Just over a week later, the Maple Leafs winger took a twirl as the first star.

McMann went from healthy scratch to unlikely offensive focal point in just eight days, putting up two goals in Toronto’s 6-2 victory over the Los Angeles Kings on Wednesday.

The odd man out at the Bell Centre against the Montreal Canadiens, he’s slowly earning the trust of first-year head coach Craig Berube.

“There’s a lot of good players on this team,” McMann said of his reaction to sitting out Game 1. “Maybe some guys fit better in certain scenarios than others … just knowing that my opportunity would come.”

The Wainwright, Alta., product skated on the second line with William Nylander and Max Domi against Los Angeles, finishing with those two goals, three hits and a plus-3 rating in just over 14 minutes of work.

“He’s been unbelievable,” said Nylander, who’s tied with McMann for the team lead with three goals. “It’s great when a player like that comes in.”

The 28-year-old burst onto the scene last February when he went from projected scratch to hat-trick hero in a single day after then-captain John Tavares fell ill.

McMann would finish 2023-24 with 15 goals and 24 points in 56 games before a knee injury ruled him out of Toronto’s first-round playoff loss to the Boston Bruins.

“Any time you have success, it helps the confidence,” he said. “But I always trust the abilities and trust that they’re there whether things are going in or (I’m not) getting points. Just trying to play my game and trust that doing the little things right will pay off.”

McMann was among the Leafs’ best players against the Kings — and not just because of what he did on the scoresheet. The forward got into a scuffle with Phillip Danault in the second period before crushing Mikey Anderson with a clean hit in the third.

“He’s a power forward,” Berube said. “That’s how he should think the game, night in and night out, as being a power forward with his skating and his size. He doesn’t have to complicate the game.”

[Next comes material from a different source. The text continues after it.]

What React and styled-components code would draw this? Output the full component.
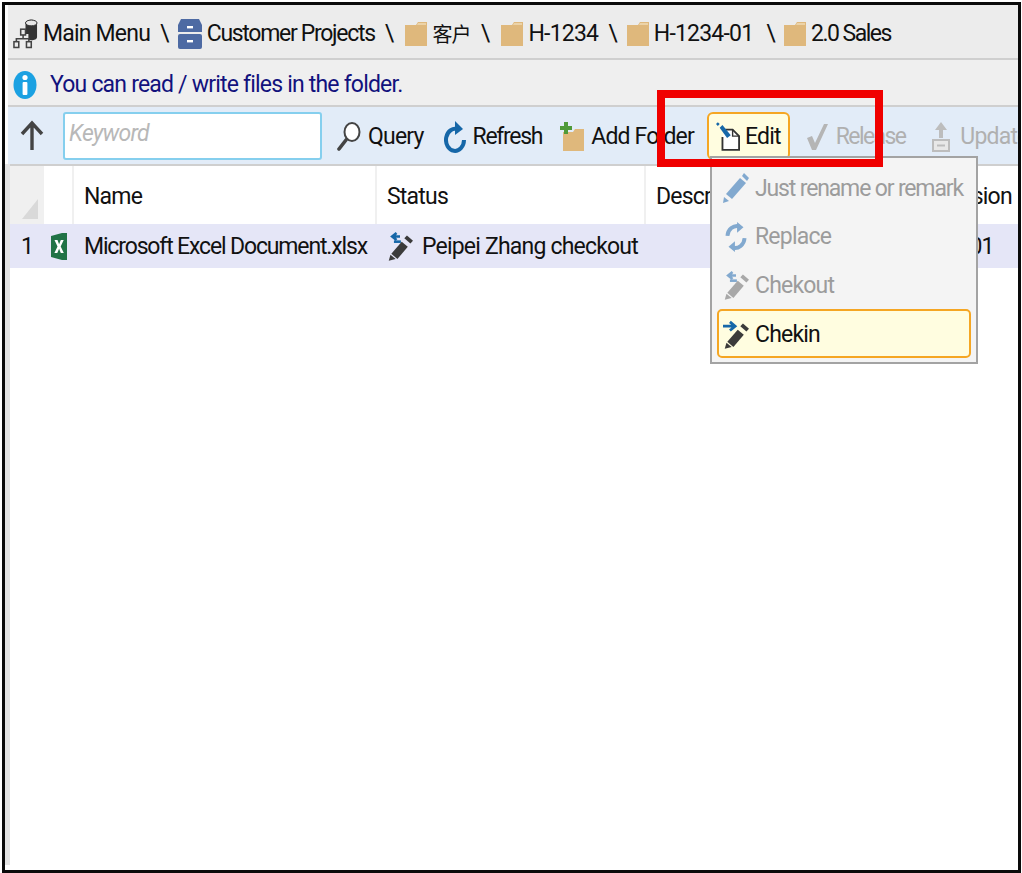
import React from "react";
import styled, { createGlobalStyle } from "styled-components";

const GlobalStyle = createGlobalStyle`
  html, body {
    margin: 0;
    padding: 0;
    background: #fff;
  }
  body {
    font-family: Roboto, "Noto Sans CJK SC", sans-serif;
    font-size: 23px;
    letter-spacing: -0.8px;
    color: #111;
  }
  svg {
    flex: none;
  }
`;

// icons
const InfoIcon = () => (
  <svg width="24" height="30" viewBox="0 0 24 30">
    <ellipse cx="12" cy="15" rx="11.5" ry="14" fill="#1ba1e2" />
    <circle cx="12" cy="7.5" r="2.6" fill="#fff" />
    <rect x="9.6" y="12" width="4.8" height="13" rx="1" fill="#fff" />
  </svg>
);

const TreeDbIcon = () => (
  <svg width="25" height="32" viewBox="0 0 26 32">
    <path d="M13 5c0-5 12-5 12 0v14c0 3-5 4-9 3v-6h-3z" fill="#333" />
    <ellipse cx="19" cy="4.5" rx="6" ry="3" fill="#e6e6e6" stroke="#333" />
    <g fill="none" stroke="#444" strokeWidth="1.6">
      <rect x="8" y="11" width="5" height="6" />
      <rect x="1" y="24" width="5" height="6" />
      <rect x="14" y="24" width="5" height="6" />
      <path d="M10.5 17v4M3.5 24v-3h13v3" />
    </g>
  </svg>
);

const CabinetIcon = () => (
  <svg width="24" height="32" viewBox="0 0 24 32">
    <path d="M3 1h18l3 6v7H0V7z" fill="#4d6aa3" />
    <rect x="0" y="16" width="24" height="15" rx="2" fill="#4d6aa3" />
    <rect x="9" y="8" width="6" height="2.4" fill="#fff" />
    <rect x="9" y="22" width="6" height="2.4" fill="#fff" />
  </svg>
);

const FolderIcon = () => (
  <svg width="22" height="24" viewBox="0 0 22 24">
    <path d="M0 3h11l2-3h9v24H0z" fill="#dfb87c" />
    <path d="M13 1h8v2h-9z" fill="#ecd3a8" />
  </svg>
);

const AddFolderIcon = () => (
  <svg width="24" height="30" viewBox="0 0 24 30">
    <path d="M3 10h10l2-3h9v22H3z" fill="#dfb87c" />
    <path d="M4 0h4v4h4v4H8v4H4V8H0V4h4z" fill="#4f9a3a" />
  </svg>
);

const UpArrow = () => (
  <svg width="24" height="32" viewBox="0 0 24 32">
    <path d="M12 30V4M2 14L12 3l10 11" fill="none" stroke="#444" strokeWidth="3.4" />
  </svg>
);

const QueryIcon = () => (
  <svg width="24" height="32" viewBox="0 0 24 32">
    <ellipse cx="15" cy="11" rx="7.5" ry="9" fill="#fff" stroke="#444" strokeWidth="2" />
    <path d="M9 19L2 28" stroke="#444" strokeWidth="3.6" strokeLinecap="round" />
  </svg>
);

const RefreshIcon = () => (
  <svg width="22" height="32" viewBox="0 0 22 32">
    <path d="M14 8.5A9 11 0 1 0 20 19" fill="none" stroke="#1667a8" strokeWidth="4" />
    <path d="M11 0l8 8-8 6z" fill="#1667a8" />
  </svg>
);

const EditIcon = () => (
  <svg width="24" height="32" viewBox="0 0 26 32">
    <path d="M10 8h8l7 7v15H7V16" fill="#fff" stroke="#333" strokeWidth="2" />
    <path d="M18 8v7h7" fill="none" stroke="#333" strokeWidth="1.5" />
    <path d="M4 6l3-3 9 11-4 3z" fill="#1667a8" />
    <path d="M0 2l2-2 2 2-2 2z" fill="#1667a8" />
  </svg>
);

const CheckIcon = () => (
  <svg width="22" height="28" viewBox="0 0 22 28">
    <path d="M1 15l5-2 3 7L18 1h4L10 27H6z" fill="#b5b5b5" />
  </svg>
);

const UpdateIcon = () => (
  <svg width="18" height="30" viewBox="0 0 18 30">
    <path d="M9 0l6 8h-4v8H7V8H3z" fill="#bdbdbd" />
    <rect x="1" y="18" width="16" height="11" fill="#e8e8e8" stroke="#bdbdbd" strokeWidth="2" />
    <rect x="5" y="22.5" width="8" height="2" fill="#bdbdbd" />
  </svg>
);

const SortCorner = () => (
  <svg width="16" height="20" viewBox="0 0 16 20">
    <path d="M16 0v20H0z" fill="#d9d9d9" />
  </svg>
);

const ExcelIcon = () => (
  <svg width="16" height="27" viewBox="0 0 16 27">
    <path d="M0 3l11-3h5v27h-5L0 24z" fill="#217346" />
    <path d="M3.5 7h3l1.6 4.2L9.8 7h2.9l-3 6.5 3.1 6.5H9.8l-1.7-4.3L6.3 20H3.4l3.1-6.5z" fill="#fff" />
  </svg>
);

const PencilBody = ({ color }) => (
  <>
    <path d="M17 12l7 6-12 14-7-6z" fill={color} />
    <path d="M4 27l6 5-8 2z" fill={color} />
    <path d="M20 8l3-3 7 6-3 3z" fill={color} />
  </>
);

const PencilIcon = () => (
  <svg width="26" height="30" viewBox="0 0 26 30">
    <path d="M17 5l6 5-14 16-6-5z" fill="#82a9cf" />
    <path d="M19 3l2-3 5 5-2 3z" fill="#82a9cf" />
    <path d="M1 24l5 4-6 2z" fill="#82a9cf" />
  </svg>
);

const ReplaceIcon = () => (
  <svg width="26" height="30" viewBox="0 0 24 28">
    <path d="M4 13A9 10 0 0 1 15 4M20 15A9 10 0 0 1 9 24" fill="none" stroke="#82a9cf" strokeWidth="3.6" />
    <path d="M13 0l6 5-6 5zM11 18l-6 5 6 5z" fill="#82a9cf" />
  </svg>
);

const CheckoutIcon = ({ arrow, pencil }) => (
  <svg width="26" height="30" viewBox="0 0 30 34">
    <path d="M15 6H7M11 2L6 6l5 4" fill="none" stroke={arrow} strokeWidth="3" />
    <path d="M16 12H8" stroke={arrow} strokeWidth="3" />
    <PencilBody color={pencil} />
  </svg>
);

const CheckinIcon = () => (
  <svg width="26" height="30" viewBox="0 0 30 34">
    <path d="M0 8h12M8 3l6 5-6 5" fill="none" stroke="#1667a8" strokeWidth="3.2" />
    <PencilBody color="#3b3b3b" />
  </svg>
);

// frame
const Frame = styled.div`
  box-sizing: border-box;
  position: relative;
  width: 1019px;
  height: 871px;
  margin: 2px 0 0 2px;
  border: 3px solid #0a0a0a;
  overflow: hidden;
  display: flex;
  flex-direction: column;
  background: #fff;
`;

const Breadcrumb = styled.div`
  box-sizing: content-box;
  height: 49px;
  padding: 4px 0 0 5px;
  flex: none;
  display: flex;
  align-items: center;
  background: #ececec;
  border-bottom: 2px solid #cfcfcf;
  margin-left: 3px;
`;

const Crumb = styled.div`
  display: flex;
  align-items: center;
  gap: 5px;
  letter-spacing: ${(p) => p.$spacing ?? -0.8}px;
  white-space: nowrap;
`;

const CjkLabel = styled.span`
  font-size: 20px;
`;

const Sep = styled.span`
  margin: 0 ${(p) => p.$right ?? 12}px 0 ${(p) => p.$left ?? 10}px;
`;

const InfoBar = styled.div`
  box-sizing: content-box;
  height: 41px;
  padding: 4px 0 0 5px;
  flex: none;
  display: flex;
  align-items: center;
  gap: 13px;
  background: #efefef;
  border-bottom: 2px solid #cfcfcf;
  margin-left: 3px;
  color: #12127d;
`;

const Toolbar = styled.div`
  height: 57px;
  flex: none;
  display: flex;
  align-items: center;
  background: #e2ecf8;
  border-bottom: 2px solid #cfcfcf;
  margin-left: 3px;
  padding-left: 12px;
  overflow: hidden;
`;

const Keyword = styled.input`
  box-sizing: border-box;
  width: 259px;
  height: 48px;
  flex: none;
  margin: 0 6px 0 19px;
  padding: 0 4px 5px;
  border: 2px solid #85cfee;
  border-radius: 3px;
  background: #fff;
  font: italic 23px Roboto, sans-serif;
  letter-spacing: -0.8px;
  outline: none;
  &::placeholder {
    color: #b8b8b8;
    opacity: 1;
  }
`;

const ToolButton = styled.div`
  box-sizing: border-box;
  height: 48px;
  flex: none;
  display: flex;
  align-items: center;
  gap: ${(p) => p.$gap ?? 7}px;
  padding: 2px 7px 0;
  margin-right: ${(p) => p.$after ?? 2}px;
  border: 2px solid ${(p) => (p.$active ? "#f5a623" : "transparent")};
  border-radius: 6px;
  background: ${(p) => (p.$active ? "#fffde0" : "transparent")};
  color: ${(p) => (p.$disabled ? "#b0b0b0" : "#111")};
  letter-spacing: ${(p) => p.$spacing ?? -0.8}px;
  white-space: nowrap;
`;

const Grid = styled.div`
  flex: 1;
  min-height: 0;
  display: flex;
  flex-direction: column;
`;

const HeaderRow = styled.div`
  height: 58px;
  flex: none;
  display: flex;
  background: #fff;
`;

const Row = styled.div`
  height: 44px;
  flex: none;
  display: flex;
  align-items: center;
  background: #e5e6f7;
  margin-left: 5px;
`;

const CornerCell = styled.div`
  box-sizing: border-box;
  width: 34px;
  margin-left: 5px;
  flex: none;
  display: flex;
  align-items: flex-end;
  justify-content: flex-end;
  padding: 0 6px 5px 0;
  background: #f0f0f0;
`;

const HeadCell = styled.div`
  box-sizing: border-box;
  width: ${(p) => p.$w}px;
  flex: none;
  display: flex;
  align-items: center;
  padding: 2px 0 0 ${(p) => p.$pad ?? 10}px;
  border-right: 2px solid #f0f0f0;
  white-space: nowrap;
`;

const Cell = styled.div`
  box-sizing: border-box;
  width: ${(p) => p.$w}px;
  flex: none;
  display: flex;
  align-items: center;
  gap: ${(p) => p.$gap ?? 0}px;
  padding-left: ${(p) => p.$pad ?? 10}px;
  letter-spacing: ${(p) => p.$spacing ?? -0.8}px;
  white-space: nowrap;
`;

const LeftEdge = styled.div`
  position: absolute;
  left: 0;
  top: 159px;
  bottom: 5px;
  width: 5px;
  background: #e4e4e4;
`;

// overlays
const Menu = styled.div`
  box-sizing: border-box;
  position: absolute;
  left: 705px;
  top: 151px;
  width: 268px;
  height: 208px;
  padding: 5px 5px 0;
  display: flex;
  flex-direction: column;
  border: 2px solid #a3a3a3;
  background: #f4f4f4;
`;

const MenuItem = styled.div`
  box-sizing: border-box;
  height: ${(p) => (p.$active ? 49 : 48.5)}px;
  flex: none;
  display: flex;
  align-items: center;
  gap: 6px;
  padding: 2px 0 0 4px;
  border: 2px solid ${(p) => (p.$active ? "#f5a623" : "transparent")};
  border-radius: 5px;
  background: ${(p) => (p.$active ? "#fffde0" : "transparent")};
  color: ${(p) => (p.$active ? "#111" : "#9c9c9c")};
  letter-spacing: ${(p) => p.$spacing ?? -0.8}px;
  white-space: nowrap;
`;

const Highlight = styled.div`
  box-sizing: border-box;
  position: absolute;
  left: 652px;
  top: 85px;
  width: 226px;
  height: 77px;
  border: 8px solid #f00000;
`;

const App = () => (
  <>
    <GlobalStyle />
    <Frame>
      <Breadcrumb>
        <Crumb>
          <TreeDbIcon />
          Main Menu
        </Crumb>
        <Sep $right={9}>\</Sep>
        <Crumb $spacing={-1.3}>
          <CabinetIcon />
          Customer Projects
        </Crumb>
        <Sep $left={10}>\</Sep>
        <Crumb>
          <FolderIcon />
          <CjkLabel>客户</CjkLabel>
        </Crumb>
        <Sep>\</Sep>
        <Crumb>
          <FolderIcon />
          H-1234
        </Crumb>
        <Sep $right={10}>\</Sep>
        <Crumb>
          <FolderIcon />
          H-1234-01
        </Crumb>
        <Sep $left={13} $right={9}>\</Sep>
        <Crumb $spacing={-1.5}>
          <FolderIcon />
          2.0 Sales
        </Crumb>
      </Breadcrumb>

      <InfoBar>
        <InfoIcon />
        You can read / write files in the folder.
      </InfoBar>

      <Toolbar>
        <UpArrow />
        <Keyword placeholder="Keyword" />
        <ToolButton>
          <QueryIcon />
          Query
        </ToolButton>
        <ToolButton $spacing={-1.3} $after={0}>
          <RefreshIcon />
          Refresh
        </ToolButton>
        <ToolButton $after={4}>
          <AddFolderIcon />
          Add Folder
        </ToolButton>
        <ToolButton $active $gap={5} $after={7}>
          <EditIcon />
          Edit
        </ToolButton>
        <ToolButton $disabled $gap={8} $after={9} $spacing={-1.6}>
          <CheckIcon />
          Release
        </ToolButton>
        <ToolButton $disabled $gap={10}>
          <UpdateIcon />
          Update
        </ToolButton>
      </Toolbar>

      <Grid>
        <HeaderRow>
          <CornerCell>
            <SortCorner />
          </CornerCell>
          <HeadCell $w={30} />
          <HeadCell $w={303}>Name</HeadCell>
          <HeadCell $w={269}>Status</HeadCell>
          <HeadCell $w={294}>Description</HeadCell>
          <HeadCell $w={90} $pad={0}>Version</HeadCell>
        </HeaderRow>
        <Row>
          <Cell $w={34} $pad={11}>1</Cell>
          <Cell $w={30} $pad={7}>
            <ExcelIcon />
          </Cell>
          <Cell $w={303} $spacing={-1.15}>Microsoft Excel Document.xlsx</Cell>
          <Cell $w={269} $gap={9}>
            <CheckoutIcon arrow="#1667a8" pencil="#3b3b3b" />
            Peipei Zhang checkout
          </Cell>
          <Cell $w={294} />
          <Cell $w={60} $pad={12}>1.01</Cell>
        </Row>
      </Grid>

      <LeftEdge />

      <Menu>
        <MenuItem $spacing={-1.15}>
          <PencilIcon />
          Just rename or remark
        </MenuItem>
        <MenuItem>
          <ReplaceIcon />
          Replace
        </MenuItem>
        <MenuItem>
          <CheckoutIcon arrow="#82a9cf" pencil="#a8a8a8" />
          Chekout
        </MenuItem>
        <MenuItem $active>
          <CheckinIcon />
          Chekin
        </MenuItem>
      </Menu>

      <Highlight />
    </Frame>
  </>
);

export default App;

Leafs goaltender Anthony Stolarz knew nothing about McMann before joining Toronto in free agency over the summer.

“Great two-way player,” said the netminder. “Extremely physical and moves really well, has a good shot. He’s a key player for us in our depth. I was really happy for him to get those two goals.

“Works his butt off.”

ON TARGET

Leafs captain Auston Matthews, who scored 69 times last season, ripped his first goal of 2024-25 after going without a point through the first three games.

“It’s not going to go in every night,” said Matthews, who added two assists against the Kings. “It’s good to see one fall … a little bit of the weight lifted off your shoulders.”

WAKE-UP CALL

Berube was animated on the bench during a third-period timeout after the Kings cut a 5-0 deficit to 5-2.

“Taking care of the puck, being harder in our zone,” Matthews said of the message. “There were times in the game, early in the second, in the third period, where the momentum shifted and we needed to grab it back.”

PATCHES SITS

Toronto winger Max Pacioretty was a healthy scratch after dressing the first three games.

“There’s no message,” Berube said of the 35-year-old’s omission. “We have extra players and not everybody can play every night. That’s the bottom line. He’s been fine when he’s played, but I’ve got to make decisions as a coach, and I’m going to make those decisions — what I think is best for the team.”